=== Work required ===
For each line below that includes the word "components", make a copy.
═══ Material
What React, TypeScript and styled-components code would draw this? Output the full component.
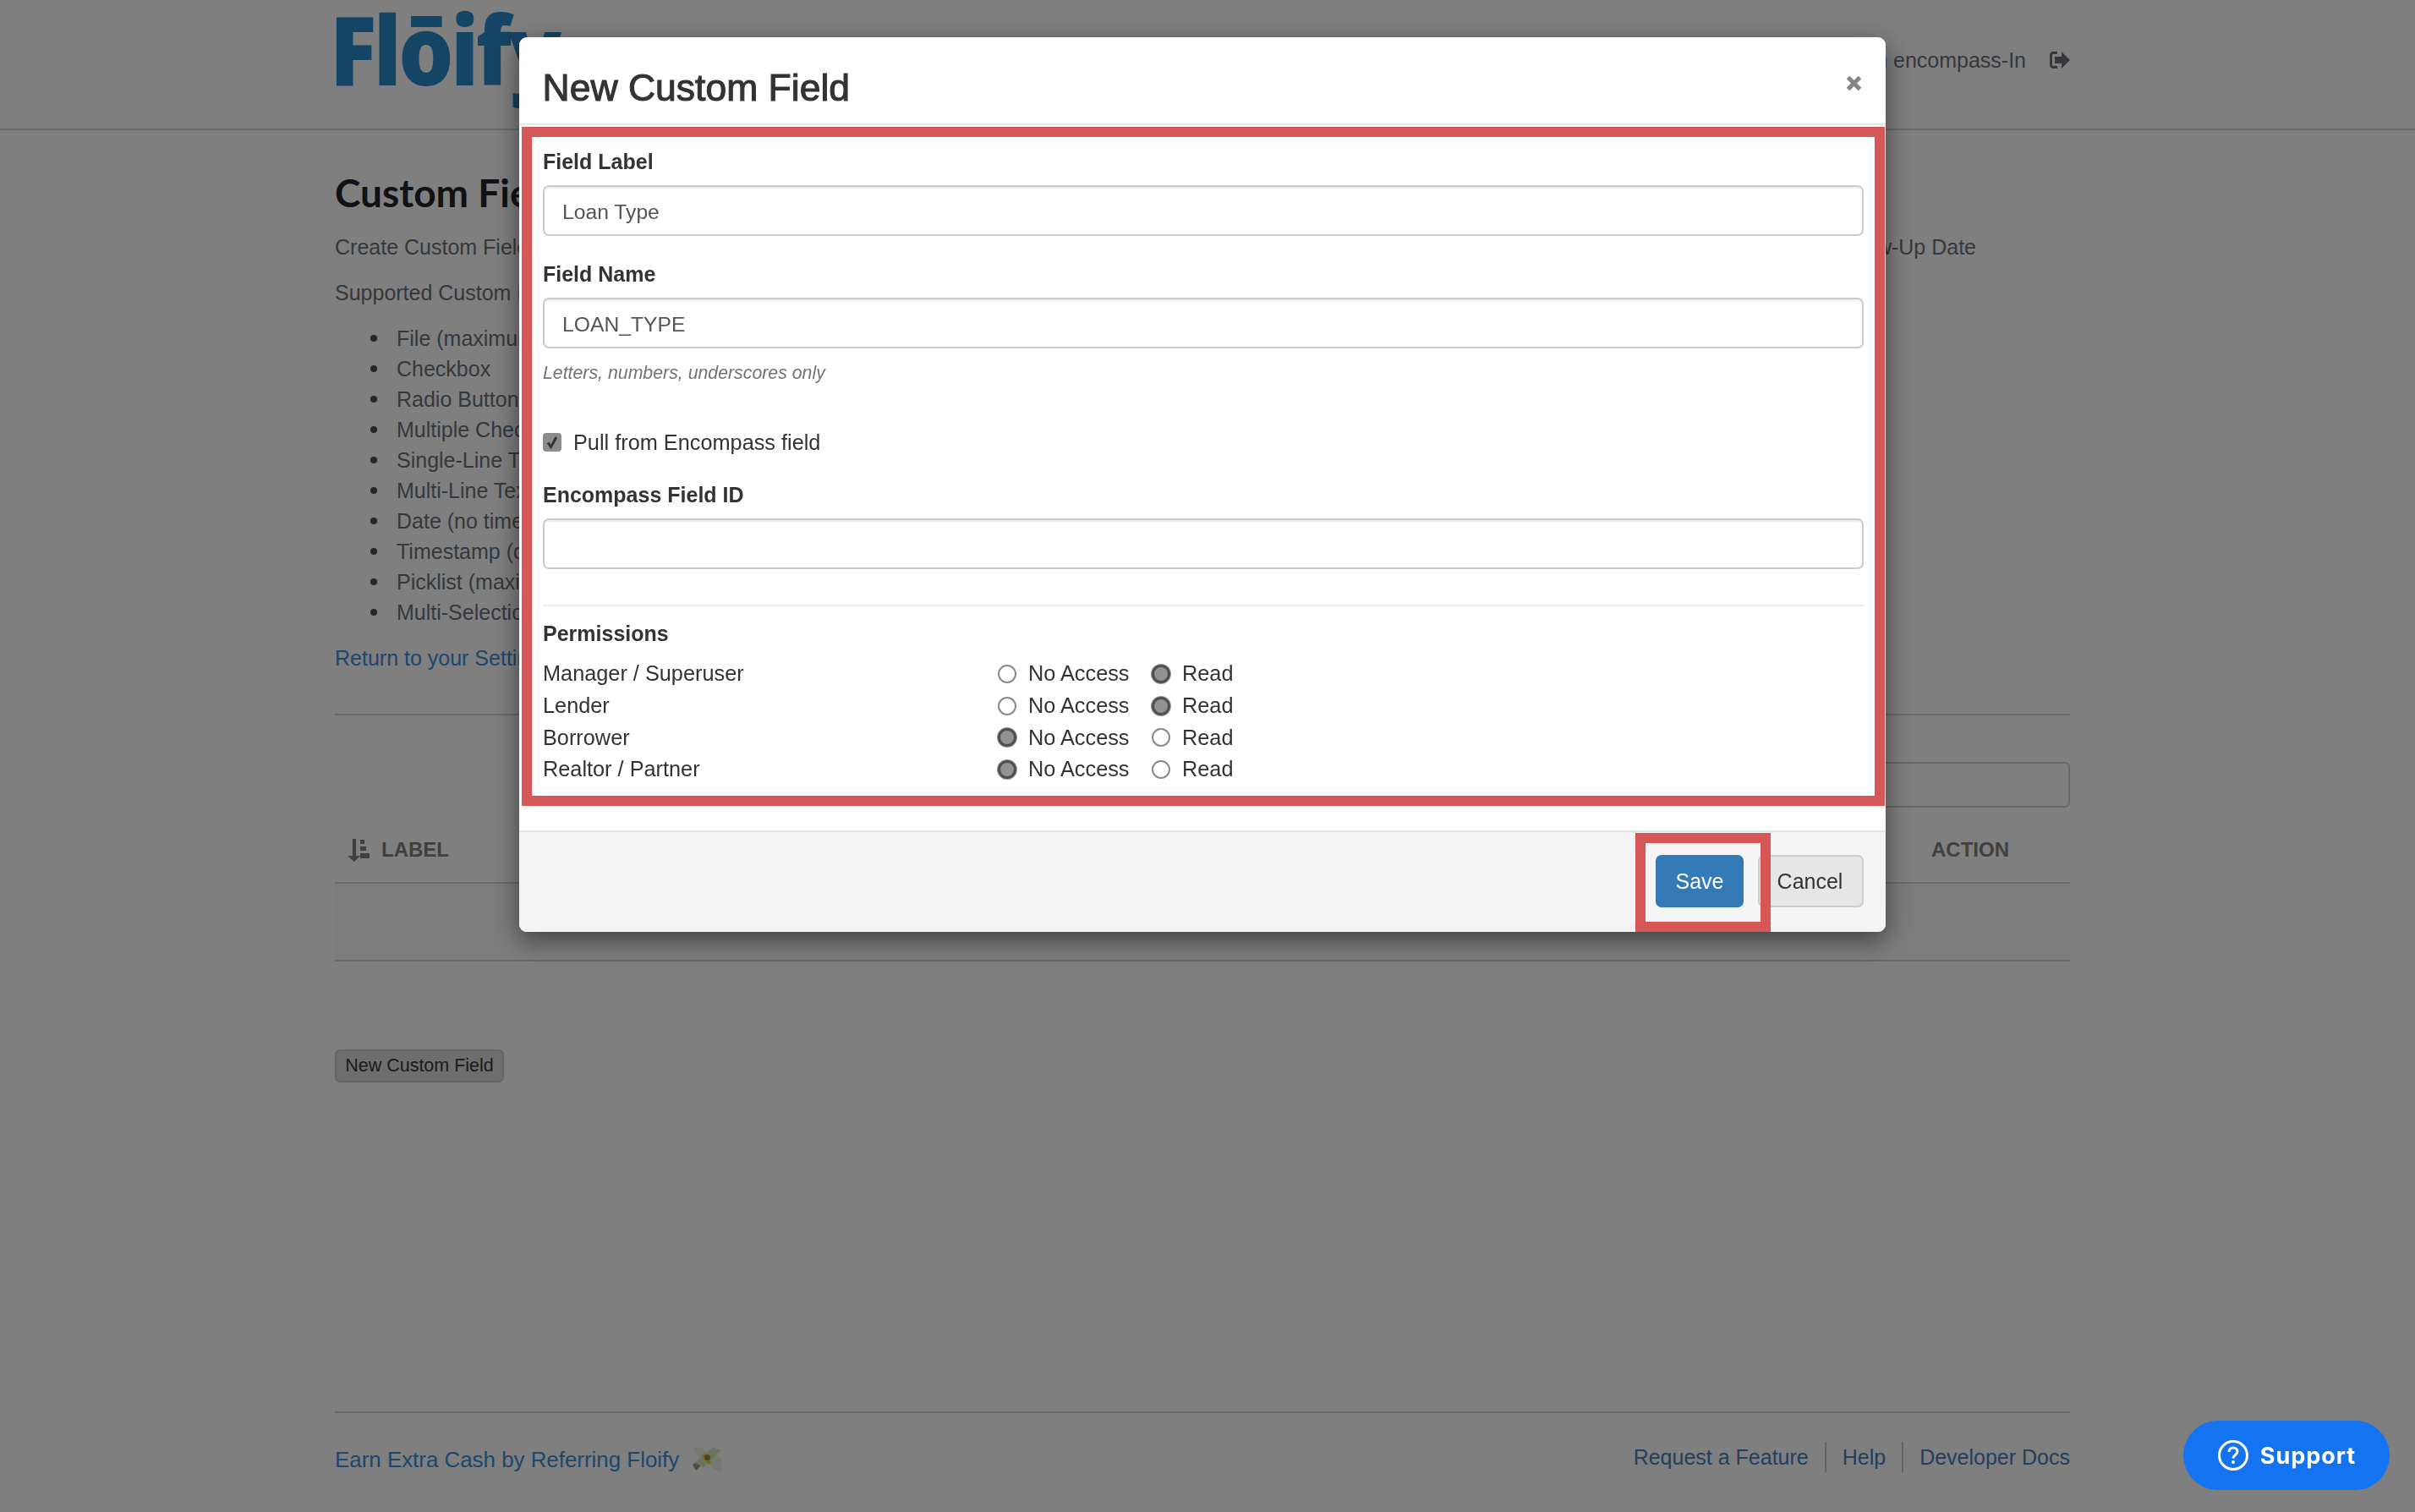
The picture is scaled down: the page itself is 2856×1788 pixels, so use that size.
import React from "react";
import styled, { createGlobalStyle } from "styled-components";

const GlobalStyle = createGlobalStyle`
  html, body {
    margin: 0;
    padding: 0;
    background: #fff;
    font-family: "Liberation Sans", Arial, sans-serif;
    font-size: 25px;
    color: #6d7078;
  }
  * { box-sizing: border-box; }
`;

const Page = styled.div`
  height: 1788px;
  display: flex;
  flex-direction: column;
  overflow: hidden;
`;

const TopBar = styled.header`
  height: 154px;
  flex: none;
  border-bottom: 2px solid #d2d2d2;
  padding: 0 408px 0 396px;
  display: flex;
  justify-content: space-between;
`;

const Logo = styled.div`
  font-family: "Open Sans", sans-serif;
  font-weight: 800;
  font-size: 114px;
  line-height: 100px;
  letter-spacing: -4px;
  color: #2a8aca;
  margin: 7px 0 0 -6px;
  transform: scaleX(0.9);
  transform-origin: left top;
`;

const UserMenu = styled.div`
  display: flex;
  align-items: center;
  gap: 28px;
  height: 142px;
  color: #6d7078;
`;

const Main = styled.main`
  width: 2052px;
  margin-left: 396px;
  flex: 1;
  display: flex;
  flex-direction: column;
`;

const Title = styled.h1`
  margin: 46px 0 0;
  font-family: Lato, sans-serif;
  font-size: 46px;
  line-height: 56px;
  font-weight: 700;
  color: #23252c;
`;

const Intro = styled.p`
  margin: 18px 0 0;
  line-height: 36px;
  display: flex;
  justify-content: space-between;
  padding-right: 111px;
`;

const Para = styled.p`
  margin: 18px 0 0;
  line-height: 36px;
`;

const TypeList = styled.ul`
  margin: 18px 0 0;
  padding: 0 0 0 73px;
  line-height: 36px;
  list-style: none;
`;

const TypeItem = styled.li`
  position: relative;
  &::before {
    content: "";
    position: absolute;
    left: -31px;
    top: 14px;
    width: 8px;
    height: 8px;
    border-radius: 50%;
    background: #4a4d55;
  }
`;

const BackLink = styled.a`
  display: block;
  margin-top: 18px;
  line-height: 36px;
  color: #3c8ed8;
`;

const Rule = styled.hr`
  border: 0;
  border-top: 2px solid #d2d2d2;
  margin: 48px 0 0;
`;

const SearchRow = styled.div`
  margin-top: 55px;
  display: flex;
  justify-content: flex-end;
`;

const SearchBox = styled.div`
  width: 600px;
  height: 54px;
  border: 2px solid #ccc;
  border-radius: 6px;
`;

const TableHead = styled.div`
  height: 90px;
  display: flex;
  justify-content: space-between;
  align-items: center;
  padding: 12px 72px 0 15px;
  font-size: 24px;
  font-weight: 700;
  color: #808080;
  border-bottom: 2px solid #d2d2d2;
`;

const HeadCell = styled.span`
  display: flex;
  align-items: center;
  gap: 14px;
`;

const EmptyRow = styled.div`
  height: 92px;
  background: #f9f9f9;
  border-bottom: 2px solid #d2d2d2;
`;

const NewButton = styled.button`
  align-self: flex-start;
  margin-top: 104px;
  height: 39px;
  width: 200px;
  padding: 0;
  font-family: inherit;
  font-size: 21.5px;
  color: #363636;
  background: #dcdcdc;
  border: 2px solid #c8c8c8;
  border-radius: 6px;
`;

const Footer = styled.footer`
  margin-top: auto;
  margin-bottom: 26px;
  border-top: 2px solid #d2d2d2;
  height: 93px;
  padding-top: 37px;
  display: flex;
  justify-content: space-between;
  align-items: flex-start;
`;

const Referral = styled.a`
  display: flex;
  align-items: center;
  gap: 16px;
  line-height: 36px;
  font-size: 25.9px;
  color: #3c8ed8;
`;

const FooterLinks = styled.nav`
  display: flex;
  margin-top: -3px;
`;

const FooterLink = styled.a`
  color: #487eb8;
  line-height: 36px;
  padding: 0 19px;
  border-left: 2px solid #c4c4c4;
  &:first-child {
    padding-left: 0;
    border-left: none;
  }
  &:last-child {
    padding-right: 0;
  }
`;

const Backdrop = styled.div`
  position: fixed;
  inset: 0;
  background: rgba(0, 0, 0, 0.5);
`;

const Modal = styled.div`
  position: fixed;
  left: 614px;
  top: 44px;
  width: 1616px;
  height: 1058px;
  background: #fff;
  border-radius: 9px;
  box-shadow: 0 9px 30px rgba(0, 0, 0, 0.5);
  display: flex;
  flex-direction: column;
  color: #333;
`;

const ModalHeader = styled.div`
  height: 104px;
  flex: none;
  border-bottom: 2px solid #e5e5e5;
  padding: 0 28px 0 27.500px;
  display: flex;
  justify-content: space-between;
  align-items: center;
`;

const ModalTitle = styled.h2`
  margin: 18px 0 0;
  font-size: 44.5px;
  font-weight: 400;
  -webkit-text-stroke: 1.1px #333;
  color: #333;
`;

const CloseButton = styled.span`
  display: flex;
  margin: 6px 0 0;
`;

const ModalBody = styled.div`
  flex: 1;
  padding: 29px 26px 0 28px;
  display: flex;
  flex-direction: column;
  font-size: 25.3px;
`;

const FieldLabel = styled.label<{ $top?: number }>`
  display: block;
  font-size: 25px;
  font-weight: 700;
  line-height: 28px;
  margin-top: ${(p) => p.$top ?? 0}px;
`;

const TextInput = styled.input`
  display: block;
  width: 100%;
  height: 60px;
  margin-top: 14px;
  padding: 4px 21px 0;
  font-family: inherit;
  font-size: 24.7px;
  color: #555;
  background: #fff;
  border: 2px solid #ccc;
  border-radius: 7px;
  box-shadow: inset 0 2px 2px rgba(0, 0, 0, 0.075);
`;

const HelpText = styled.div`
  margin-top: 16px;
  font-size: 21.3px;
  line-height: 26px;
  font-style: italic;
  color: #737373;
`;

const CheckRow = styled.label`
  display: flex;
  align-items: center;
  gap: 14px;
  margin-top: 54px;
  height: 30px;
`;

const CheckBox = styled.span`
  width: 22px;
  height: 22px;
  border-radius: 4px;
  background: #8c8c8c;
  display: flex;
  align-items: center;
  justify-content: center;
`;

const Divider = styled.hr`
  border: 0;
  border-top: 2px solid #eee;
  margin: 42px 0 0;
`;

const PermissionsGrid = styled.div`
  margin-top: 15px;
`;

const PermRow = styled.div`
  display: grid;
  grid-template-columns: 538px 182px 1fr;
  align-items: center;
  height: 37.7px;
`;

const RadioLabel = styled.label`
  display: flex;
  align-items: center;
  gap: 14px;
`;

const Radio = styled.input.attrs({ type: "radio" })`
  appearance: none;
  width: 22px;
  height: 22px;
  margin: 0;
  border-radius: 50%;
  border: 2px solid #8a8a8a;
  background: #fff;
  &:checked {
    border: 3px solid #4f4f4f;
    background: #929292;
    box-shadow: 0 0 0 1px #999;
  }
`;

const ModalFooter = styled.div`
  height: 120px;
  flex: none;
  background: #f4f4f4;
  border-top: 2px solid #e5e5e5;
  border-radius: 0 0 9px 9px;
  padding: 27px 26px 0 0;
  display: flex;
  justify-content: flex-end;
  gap: 17px;
`;

const ModalButton = styled.button<{ $primary?: boolean }>`
  height: 62px;
  width: ${(p) => (p.$primary ? 104 : 125)}px;
  font-family: inherit;
  font-size: 25px;
  padding: 0 ${(p) => (p.$primary ? 0 : 2)}px 0 0;
  border-radius: 7px;
  color: ${(p) => (p.$primary ? "#fff" : "#333")};
  background: ${(p) => (p.$primary ? "#337ab7" : "#e6e6e6")};
  border: 2px solid ${(p) => (p.$primary ? "#337ab7" : "#ccc")};
`;

const Callout = styled.div<{ $l: number; $t: number; $w: number; $h: number }>`
  position: fixed;
  left: ${(p) => p.$l}px;
  top: ${(p) => p.$t}px;
  width: ${(p) => p.$w}px;
  height: ${(p) => p.$h}px;
  border: 12px solid #d75656;
  pointer-events: none;
`;

const SupportButton = styled.button`
  position: fixed;
  left: 2582px;
  top: 1680px;
  width: 244px;
  height: 82px;
  border: 0;
  border-radius: 41px;
  background: #1473f0;
  color: #fff;
  font-family: Inter, sans-serif;
  font-size: 27px;
  font-weight: 700;
  letter-spacing: 1px;
  display: flex;
  align-items: center;
  justify-content: center;
  gap: 13px;
  padding: 0;
`;

const SignOutIcon = () => (
  <svg width="24" height="20" viewBox="0 0 24 20" fill="#6d7078">
    <path d="M9 0H4C1.800 0 0 1.800 0 4v12c0 2.200 1.800 4 4 4h5v-3H4.500C3.700 17 3 16.300 3 15.500v-11C3 3.700 3.700 3 4.500 3H9z" />
    <path d="M14 0l10 10-10 10v-6H6V6h8z" />
  </svg>
);

const SortIcon = () => (
  <svg width="26" height="27" viewBox="0 0 26 27" fill="#808080">
    <path d="M6 0h4v20h5L8 27 0 20h6z" />
    <path d="M15 1h5v5h-5zM15 9h7v5h-7zM15 17h11v6H15z" />
  </svg>
);

const CloseIcon = () => (
  <svg width="19" height="19" viewBox="0 0 19 19">
    <path d="M2.500 2.500l14 14M16.500 2.500l-14 14" stroke="#858585" strokeWidth="5" />
  </svg>
);

const CheckMark = () => (
  <svg width="14" height="16" viewBox="0 0 14 16">
    <path d="M2 8.500l3.500 5L12 2" fill="none" stroke="#333" strokeWidth="3" />
  </svg>
);

const MoneyWings = () => (
  <svg width="36" height="32" viewBox="0 0 36 32">
    <path d="M0 1l12 1 7 9-9 6C6 12 2 7 0 1z" fill="#f0f0e6" />
    <path d="M35 15l-1 15-10-3-6-9 8-8c3 3 6 4 9 5z" fill="#f0f0e6" />
    <path d="M0 22L21 6l2 4L4 29z" fill="#a0a080" />
    <path d="M3 20L24 1l10 4-21 20z" fill="#d4e8be" />
    <path d="M11 11l8 11 3-3-8-10z" fill="#f5cc3a" />
    <circle cx="17.500" cy="13.500" r="3.500" fill="#a08a30" />
  </svg>
);

const HelpIcon = () => (
  <svg width="38" height="38" viewBox="0 0 38 38">
    <circle cx="19" cy="19" r="16.500" fill="none" stroke="#fff" strokeWidth="3" />
    <path d="M14 15c0-3 2.200-5 5-5s5 2 5 4.500c0 4-5 4-5 8" fill="none" stroke="#fff" strokeWidth="3" />
    <circle cx="19" cy="27" r="2" fill="#fff" />
  </svg>
);

const customTypes = [
  "File (maximum 1)",
  "Checkbox",
  "Radio Button",
  "Multiple Checkbox",
  "Single-Line Text",
  "Multi-Line Text",
  "Date (no time)",
  "Timestamp (date and time)",
  "Picklist (maximum 20)",
  "Multi-Selection Picklist",
];

const permissions = [
  { role: "Manager / Superuser", read: true },
  { role: "Lender", read: true },
  { role: "Borrower", read: false },
  { role: "Realtor / Partner", read: false },
];

export default function App() {
  return (
    <>
      <GlobalStyle />
      <Page>
        <TopBar>
          <Logo>Flōify</Logo>
          <UserMenu>
            <span>Logged in encompass-In</span>
            <SignOutIcon />
          </UserMenu>
        </TopBar>
        <Main>
          <Title>Custom Fields</Title>
          <Intro>
            <span>Create Custom Fields</span>
            <span>Follow-Up Date</span>
          </Intro>
          <Para>Supported Custom Field types:</Para>
          <TypeList>
            {customTypes.map((t) => (
              <TypeItem key={t}>{t}</TypeItem>
            ))}
          </TypeList>
          <BackLink>Return to your Settings</BackLink>
          <Rule />
          <SearchRow>
            <SearchBox />
          </SearchRow>
          <TableHead>
            <HeadCell>
              <SortIcon />
              LABEL
            </HeadCell>
            <HeadCell>ACTION</HeadCell>
          </TableHead>
          <EmptyRow />
          <NewButton>New Custom Field</NewButton>
          <Footer>
            <Referral>
              Earn Extra Cash by Referring Floify
              <MoneyWings />
            </Referral>
            <FooterLinks>
              <FooterLink>Request a Feature</FooterLink>
              <FooterLink>Help</FooterLink>
              <FooterLink>Developer Docs</FooterLink>
            </FooterLinks>
          </Footer>
        </Main>
      </Page>
      <Backdrop />
      <Modal>
        <ModalHeader>
          <ModalTitle>New Custom Field</ModalTitle>
          <CloseButton>
            <CloseIcon />
          </CloseButton>
        </ModalHeader>
        <ModalBody>
          <FieldLabel>Field Label</FieldLabel>
          <TextInput defaultValue="Loan Type" />
          <FieldLabel $top={31}>Field Name</FieldLabel>
          <TextInput defaultValue="LOAN_TYPE" />
          <HelpText>Letters, numbers, underscores only</HelpText>
          <CheckRow>
            <CheckBox>
              <CheckMark />
            </CheckBox>
            Pull from Encompass field
          </CheckRow>
          <FieldLabel $top={33}>Encompass Field ID</FieldLabel>
          <TextInput />
          <Divider />
          <FieldLabel $top={18}>Permissions</FieldLabel>
          <PermissionsGrid>
            {permissions.map((p) => (
              <PermRow key={p.role}>
                <span>{p.role}</span>
                <RadioLabel>
                  <Radio name={p.role} defaultChecked={!p.read} />
                  No Access
                </RadioLabel>
                <RadioLabel>
                  <Radio name={p.role} defaultChecked={p.read} />
                  Read
                </RadioLabel>
              </PermRow>
            ))}
          </PermissionsGrid>
        </ModalBody>
        <ModalFooter>
          <ModalButton $primary>Save</ModalButton>
          <ModalButton>Cancel</ModalButton>
        </ModalFooter>
      </Modal>
      <Callout $l={617} $t={150} $w={1612} $h={803} />
      <Callout $l={1934} $t={985} $w={160} $h={117} />
      <SupportButton>
        <HelpIcon />
        Support
      </SupportButton>
    </>
  );
}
══════
=== Response below ===
What React, TypeScript and styled-components code would draw this? Output the full component.
import styled, { createGlobalStyle } from "styled-components";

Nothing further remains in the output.